[BEGIN DATA SEGMENT]
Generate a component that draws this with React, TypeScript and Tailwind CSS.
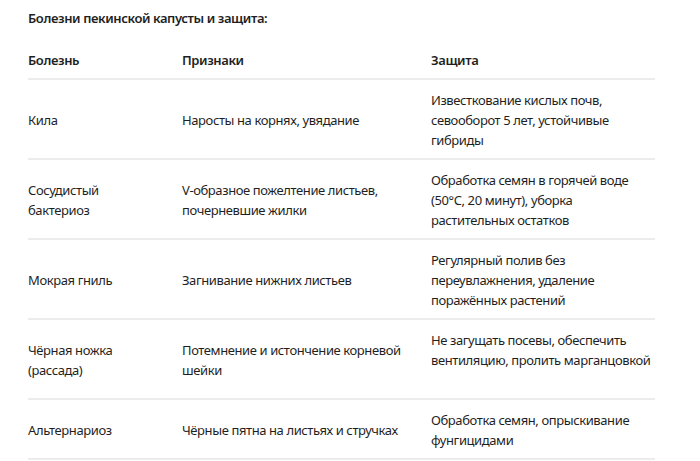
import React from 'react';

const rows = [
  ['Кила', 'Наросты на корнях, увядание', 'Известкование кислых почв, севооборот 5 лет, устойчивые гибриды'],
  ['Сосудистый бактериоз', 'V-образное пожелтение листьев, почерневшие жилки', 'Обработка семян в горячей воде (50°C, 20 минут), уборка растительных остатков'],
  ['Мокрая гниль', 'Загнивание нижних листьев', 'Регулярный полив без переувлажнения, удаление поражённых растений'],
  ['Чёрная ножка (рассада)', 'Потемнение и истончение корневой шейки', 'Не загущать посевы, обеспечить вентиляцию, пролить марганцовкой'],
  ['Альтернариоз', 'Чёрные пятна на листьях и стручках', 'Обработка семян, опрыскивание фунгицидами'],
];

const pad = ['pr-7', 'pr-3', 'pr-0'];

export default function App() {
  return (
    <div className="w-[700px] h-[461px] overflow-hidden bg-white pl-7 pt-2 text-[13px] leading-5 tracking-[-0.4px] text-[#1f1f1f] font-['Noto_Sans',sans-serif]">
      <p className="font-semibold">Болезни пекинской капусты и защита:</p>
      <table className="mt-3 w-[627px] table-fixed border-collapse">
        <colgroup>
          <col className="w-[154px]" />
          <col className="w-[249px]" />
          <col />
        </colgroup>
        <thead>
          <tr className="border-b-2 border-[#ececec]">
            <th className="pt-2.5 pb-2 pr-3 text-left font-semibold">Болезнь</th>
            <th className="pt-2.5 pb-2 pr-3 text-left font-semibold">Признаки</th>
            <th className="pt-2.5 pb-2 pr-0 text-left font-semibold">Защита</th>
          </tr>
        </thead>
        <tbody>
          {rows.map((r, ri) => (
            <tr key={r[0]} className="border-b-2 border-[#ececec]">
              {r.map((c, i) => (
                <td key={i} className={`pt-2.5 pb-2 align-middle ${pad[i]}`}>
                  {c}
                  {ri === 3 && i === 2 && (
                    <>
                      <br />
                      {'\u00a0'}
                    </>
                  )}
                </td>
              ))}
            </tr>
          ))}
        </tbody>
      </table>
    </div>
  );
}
[END DATA SEGMENT]
### REQUIREMENTS:
Repeat, exactly and in full, each line from the start of the data to the line that contains "import React from 'react';". Pictures do not go in.

### WORKED SOLUTION:
Generate a component that draws this with React, TypeScript and Tailwind CSS.
import React from 'react';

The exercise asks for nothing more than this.